By some estimates generative artificial intelligence infrastructure investments are 10 times the revenue currently generated by those investments.
Perhaps the good news is that costs of deriving inferences (using generative AI) appear to be dropping sharply, and value could be surfacing.
Generative artificial intelligence reduces document parsing times for Flexport, a logistics company that has to process shipping contracts and bills of lading, reducing the time spent by as much as 80 percent, according to the firm’s engineering director. That matters as end user firms will have to justify their spending on GenAI.
As expensive as generative artificial intelligence models have been to create, train and use to derive inferences, costs are coming down, as one would expect for any digital technology. Inference costs, for example, have dropped dramatically over the last year, according to the State of AI Report 2024.
source: State of AI 2024
source: State of AI 2024
Up to this point, it has generally also been true that model accuracy also has been directly related to model size, while model size is directly related to infrastructure (compute capability) cost.
But developers seem to be discovering that output can be achieved using smaller models, which should, in turn, reduce the cost of creating models.
Study/Report | Date | Publisher | Key Conclusion |
Mistral 7B release | 2023 | Mistral AI | Mistral 7B outperforms Llama 2 13B on most benchmarks despite being almost half the size, demonstrating the effectiveness of smaller, more efficient models1. |
Phi-2 release | 2023 | Microsoft | The 2.7B parameter Phi-2 model matches or outperforms larger models like GPT-3.5 on various benchmarks, showcasing the potential of smaller, well-trained models2. |
TinyLlama release | 2024 | TinyLlama Team | TinyLlama, a 1.1B parameter model, achieves performance comparable to Llama 2 7B on certain tasks, highlighting the efficiency of compact models3. |
Gemma release | 2024 | Google | Gemma 2B and 7B models demonstrate strong performance relative to their size, competing with larger open-source models in various benchmarks4. |
RMKV-x060 release | 2024 | RMKV Team | The model, with only 1.6B parameters, shows competitive performance against much larger models, emphasizing the potential of efficient architectures5. |
Smaller models also mean it is possible to run GenAI on edge devices, rather than having to process data remotely, which opens up new possibilities for use cases, including voice interaction; language translation; image recognition; device anomaly detection; transportation and security, for example.
Any use case requiring low latency, low energy consumption, lower processing cost or higher security might benefit from on-board edge processing.
Training costs also have been declining since 2020.

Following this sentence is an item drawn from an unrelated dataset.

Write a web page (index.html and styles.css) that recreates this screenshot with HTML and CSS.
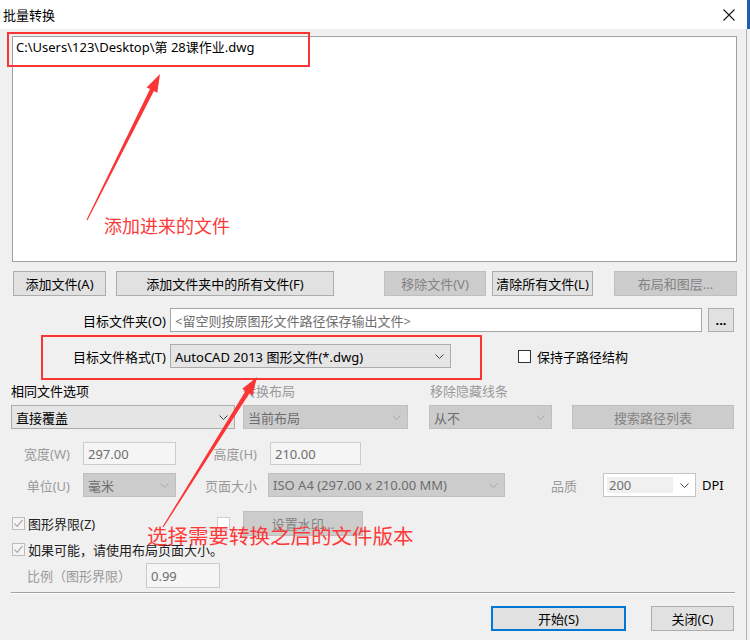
FILE: index.html
```html
<!DOCTYPE html>
<html lang="zh-CN">
<head>
    <meta charset="UTF-8">
    <title>批量转换</title>
    <link rel="stylesheet" href="styles.css">
</head>
<body>
<div class="dialog">
    <div class="titlebar">
        <span class="title">批量转换</span>
        <svg class="close" width="12" height="12" viewBox="0 0 12 12"><path d="M0.5 0.5L11.5 11.5M11.5 0.5L0.5 11.5" stroke="#1a1a1a" stroke-width="1.1"/></svg>
    </div>

    <div class="filelist">
        <div class="file">C:\Users\123\Desktop\第 28课作业.dwg</div>
    </div>

    <div class="row btnrow">
        <button class="btn b-add">添加文件(A)</button>
        <button class="btn b-addall">添加文件夹中的所有文件(F)</button>
        <button class="btn b-remove" disabled>移除文件(V)</button>
        <button class="btn b-clear">清除所有文件(L)</button>
        <button class="btn b-layout" disabled>布局和图层...</button>
    </div>

    <div class="row folderrow">
        <span class="lbl-main">目标文件夹(O)</span>
        <div class="textbox folder">&lt;留空则按原图形文件路径保存输出文件&gt;</div>
        <button class="btn b-browse">...</button>
    </div>

    <div class="row formatrow">
        <span class="lbl-main">目标文件格式(T)</span>
        <div class="combo format"><span>AutoCAD 2013 图形文件(*.dwg)</span><svg class="chev" width="9" height="5" viewBox="0 0 9 5"><path d="M0.5 0.5L4.5 4.5L8.5 0.5" fill="none" stroke="currentColor"/></svg></div>
        <span class="chk keep"></span>
        <span class="keep-lbl">保持子路径结构</span>
    </div>

    <div class="row caprow">
        <span class="cap cap-same">相同文件选项</span>
        <span class="cap cap-layout off">转换布局</span>
        <span class="cap off">移除隐藏线条</span>
    </div>

    <div class="row selrow">
        <div class="combo same"><span>直接覆盖</span><svg class="chev" width="9" height="5" viewBox="0 0 9 5"><path d="M0.5 0.5L4.5 4.5L8.5 0.5" fill="none" stroke="currentColor"/></svg></div>
        <div class="combo dis layout"><span>当前布局</span><svg class="chev" width="9" height="5" viewBox="0 0 9 5"><path d="M0.5 0.5L4.5 4.5L8.5 0.5" fill="none" stroke="currentColor"/></svg></div>
        <div class="combo dis hidden-lines"><span>从不</span><svg class="chev" width="9" height="5" viewBox="0 0 9 5"><path d="M0.5 0.5L4.5 4.5L8.5 0.5" fill="none" stroke="currentColor"/></svg></div>
        <button class="btn b-search" disabled>搜索路径列表</button>
    </div>

    <div class="row widthrow">
        <span class="lbl-a off">宽度(W)</span>
        <div class="textbox dis num">297.00</div>
        <span class="lbl-b off">高度(H)</span>
        <div class="textbox dis num num-h">210.00</div>
    </div>

    <div class="row unitrow">
        <span class="lbl-a off">单位(U)</span>
        <div class="combo dis unit"><span>毫米</span><svg class="chev" width="9" height="5" viewBox="0 0 9 5"><path d="M0.5 0.5L4.5 4.5L8.5 0.5" fill="none" stroke="currentColor"/></svg></div>
        <span class="lbl-b off">页面大小</span>
        <div class="combo dis paper"><span>ISO A4 (297.00 x 210.00 MM)</span><svg class="chev" width="9" height="5" viewBox="0 0 9 5"><path d="M0.5 0.5L4.5 4.5L8.5 0.5" fill="none" stroke="currentColor"/></svg></div>
        <span class="lbl-q off">品质</span>
        <div class="combo dpi"><span class="dpi-val">200</span><svg class="chev" width="9" height="5" viewBox="0 0 9 5"><path d="M0.5 0.5L4.5 4.5L8.5 0.5" fill="none" stroke="currentColor"/></svg></div>
        <span class="dpi-unit">DPI</span>
    </div>

    <div class="row chkrow1">
        <span class="chk dis"><svg width="11" height="11" viewBox="0 0 11 11"><path d="M1.5 5.5L4.2 8.3L9.5 2" fill="none" stroke="#a9a9a9" stroke-width="1.2"/></svg></span>
        <span class="chk-lbl limits">图形界限(Z)</span>
        <span class="chk blank"></span>
        <button class="btn b-water" disabled>设置水印...</button>
    </div>

    <div class="row chkrow2">
        <span class="chk dis"><svg width="11" height="11" viewBox="0 0 11 11"><path d="M1.5 5.5L4.2 8.3L9.5 2" fill="none" stroke="#a9a9a9" stroke-width="1.2"/></svg></span>
        <span class="chk-lbl">如果可能，请使用布局页面大小。</span>
    </div>

    <div class="row scalerow">
        <span class="scale-lbl off">比例（图形界限）</span>
        <div class="textbox dis num scale">0.99</div>
    </div>

    <div class="sep"></div>

    <div class="row footer">
        <button class="btn b-start">开始(S)</button>
        <button class="btn b-close">关闭(C)</button>
    </div>
</div>

<!-- 标注 -->
<div class="mark mark-file"></div>
<div class="mark mark-format"></div>
<svg class="arrows" width="750" height="640" viewBox="0 0 750 640">
    <polygon points="86.5,219.7 150.0,89.1 146.6,87.4 160,74 157.3,92.8 153.9,91.1 87.5,220.3" fill="#fb3535"/>
    <polygon points="162.5,526.7 245.5,391.1 242.3,389.1 257,377 252.5,395.5 249.3,393.5 163.5,527.3" fill="#fb3535"/>
</svg>
<div class="note note-file">添加进来的文件</div>
<div class="note note-format">选择需要转换之后的文件版本</div>
</body>
</html>
```

FILE: styles.css
```css
* {
    box-sizing: border-box;
}

html,
body {
    margin: 0;
    padding: 0;
}

body {
    width: 750px;
    height: 640px;
    overflow: hidden;
    position: relative;
    background: #f0f0f0;
    font-family: "Noto Sans", "Noto Sans CJK SC", sans-serif;
    font-size: 13px;
    color: #000;
}

.dialog {
    width: 747px;
    height: 640px;
    border-right: 1px solid #b4b4b4;
}

.titlebar {
    width: 750px;
    height: 29px;
    display: flex;
    align-items: center;
    padding-left: 3px;
    background: #fff;
    border-right: 3px solid #1f5fb0;
}

.close {
    margin-left: auto;
    margin-right: 12px;
}

.filelist {
    margin: 7px 0 0 12px;
    width: 725px;
    height: 226px;
    background: #fff;
    border: 1px solid #a0a0a0;
    padding: 2px 3px;
}

.file {
    line-height: 17px;
}

.row {
    display: flex;
    align-items: center;
}

/* 按钮 */
.btn {
    font: inherit;
    height: 25px;
    padding: 0;
    background: #e1e1e1;
    border: 1px solid #adadad;
    color: #000;
    white-space: nowrap;
}

.btn:disabled {
    background: #cccccc;
    border-color: #bfbfbf;
    color: #838383;
}

.btnrow {
    margin-top: 9px;
    height: 25px;
}

.b-add { margin-left: 13px; width: 93px; }
.b-addall { margin-left: 10px; width: 218px; }
.b-remove { margin-left: 50px; width: 102px; }
.b-clear { margin-left: 6px; width: 101px; }
.b-layout { margin-left: 21px; width: 123px; }

.textbox {
    height: 100%;
    display: flex;
    align-items: center;
    background: #fff;
    border: 1px solid #a5a5a5;
    padding-left: 4px;
    white-space: nowrap;
}

.textbox.dis {
    background: #f5f5f5;
    border-color: #cccccc;
    color: #6d6d6d;
}

.folderrow {
    margin-top: 12px;
    height: 24px;
}

.lbl-main {
    width: 166px;
    text-align: right;
}

.folder {
    margin-left: 4px;
    width: 532px;
    color: #6d6d6d;
}

.b-browse {
    margin-left: 6px;
    width: 26px;
    height: 24px;
    line-height: 10px;
    font-weight: bold;
}

/* 下拉框 */
.combo {
    height: 100%;
    display: flex;
    align-items: center;
    justify-content: space-between;
    padding: 0 6px 0 4px;
    background: #e5e5e5;
    border: 1px solid #acacac;
    color: #000;
    white-space: nowrap;
}

.combo .chev {
    color: #444;
    flex: none;
}

.combo.dis {
    background: #cccccc;
    border-color: #bfbfbf;
    color: #6d6d6d;
}

.combo.dis .chev {
    color: #a8a8a8;
}

.formatrow {
    margin-top: 12px;
    height: 24px;
}

.format {
    margin-left: 4px;
    width: 281px;
}

.chk {
    width: 13px;
    height: 13px;
    flex: none;
    display: flex;
    align-items: center;
    justify-content: center;
    border: 1px solid #333;
    background: #fff;
}

.keep {
    margin-left: 67px;
}

.keep-lbl {
    margin-left: 6px;
}

.caprow {
    margin-top: 13px;
    height: 18px;
}

.cap-same {
    margin-left: 11px;
    width: 232px;
}

.cap-layout {
    width: 187px;
}

.off {
    color: #9a9a9a;
}

.selrow {
    margin-top: 6px;
    height: 24px;
}

.same { margin-left: 11px; width: 224px; }
.layout { margin-left: 8px; width: 165px; }
.hidden-lines { margin-left: 21px; width: 123px; }
.b-search { margin-left: 20px; width: 162px; height: 24px; }

.widthrow {
    margin-top: 13px;
    height: 23px;
}

.lbl-a {
    width: 70px;
    text-align: right;
}

.lbl-b {
    width: 81px;
    text-align: right;
}

.num {
    margin-left: 13px;
    width: 93px;
}

.num-h {
    width: 91px;
}

.unitrow {
    margin-top: 8px;
    height: 24px;
}

.unit { margin-left: 13px; width: 93px; }
.paper { margin-left: 11px; width: 237px; }

.lbl-q {
    margin-left: 46px;
    width: 52px;
}

.dpi {
    width: 93px;
    background: #fff;
    border-color: #c4c4c4;
    padding: 3px 6px 3px 3px;
}

.dpi-val {
    height: 100%;
    width: 66px;
    display: flex;
    align-items: center;
    padding-left: 2px;
    background: #f0f0f0;
    color: #707070;
}

.dpi-unit {
    margin-left: 6px;
}

.chkrow1 {
    margin-top: 14px;
    height: 25px;
}

.chkrow2 {
    margin-top: 4px;
    height: 18px;
}

.chk.dis {
    margin-left: 12px;
    border-color: #bcbcbc;
    background: #f4f4f4;
}

.chk-lbl {
    margin-left: 3px;
    color: #222;
    white-space: nowrap;
}

.limits {
    width: 189px;
}

.chk.blank {
    border-color: #cfcfcf;
}

.b-water {
    margin-left: 13px;
    width: 120px;
}

.scalerow {
    margin-top: 5px;
    height: 25px;
}

.scale-lbl {
    margin-left: 27px;
    width: 119px;
    white-space: nowrap;
}

.scale {
    margin-left: 0;
    width: 74px;
}

.sep {
    margin: 4px 0 0 11px;
    width: 724px;
    height: 2px;
    border-top: 1px solid #a0a0a0;
    border-bottom: 1px solid #fff;
}

.footer {
    margin-top: 12px;
    height: 25px;
}

.b-start {
    margin-left: 491px;
    width: 135px;
    border: 2px solid #0078d7;
}

.b-close {
    margin-left: 25px;
    width: 83px;
}

/* 标注 */
.mark {
    position: absolute;
    border: 2px solid #fb3535;
}

.mark-file {
    left: 7px;
    top: 32px;
    width: 303px;
    height: 35px;
}

.mark-format {
    left: 41px;
    top: 335px;
    width: 441px;
    height: 45px;
}

.arrows {
    position: absolute;
    left: 0;
    top: 0;
}

.note {
    position: absolute;
    color: #fb3a3a;
    line-height: 1;
    white-space: nowrap;
    font-family: "Noto Sans CJK SC", sans-serif;
}

.note-file {
    left: 104px;
    top: 216px;
    font-size: 18px;
}

.note-format {
    left: 147px;
    top: 525px;
    font-size: 20.5px;
}
```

Study/Report Name | Date | Publishing Venue | Key Conclusion |
GPT-4o mini release | 2024 | OpenAI | GPT-4o mini offers a 60% cost reduction compared to ChatGPT 3.5 Turbo, making generative AI more affordable for developers. |
Llama 3.1 release | 2024 | Meta | Llama 3.1 provides open-source language models rivaling proprietary ones, offering a cost-effective alternative for businesses. |
Mistral Large 2 release | 2024 | Mistral AI | Mistral Large 2 offers a more powerful open-source model, providing another cost-effective option for generative AI implementation. |
AI Cost Savings Report | 2024 | Virtasant | While current operational costs for generative AI are high, true cost savings are expected to emerge as companies optimize usage and technology improves. |
Generative AI 2023 Report | 2023 | AI Accelerator Institute | Although cost savings weren't a primary driver of generative AI adoption (only 1.2% of respondents), efficiency gains (26.7%) suggest potential for indirect cost reductions. |
And it might be fair to note that much of the AI infra investment is heavy because it requires expensive servers and other physical assets. It's more akin--on one hand--to building roads, dams, bridges and airports than writing code to create software applications. The payback periods therefore will be longer.
On the other hand, AI infra investments also are akin to venture capital: high stakes investments in uncertain ventures.
The concern some seem to have is that there will not be a payback at all, or a near-term payback. Such questions cannot be definitively answered at the moment.
What does seem more likely is that, eventually, at least a few big winners will be produced. So many of the investments might mimic venture capital returns overall: a few big winners; some breakeven bets and some that actually lose money.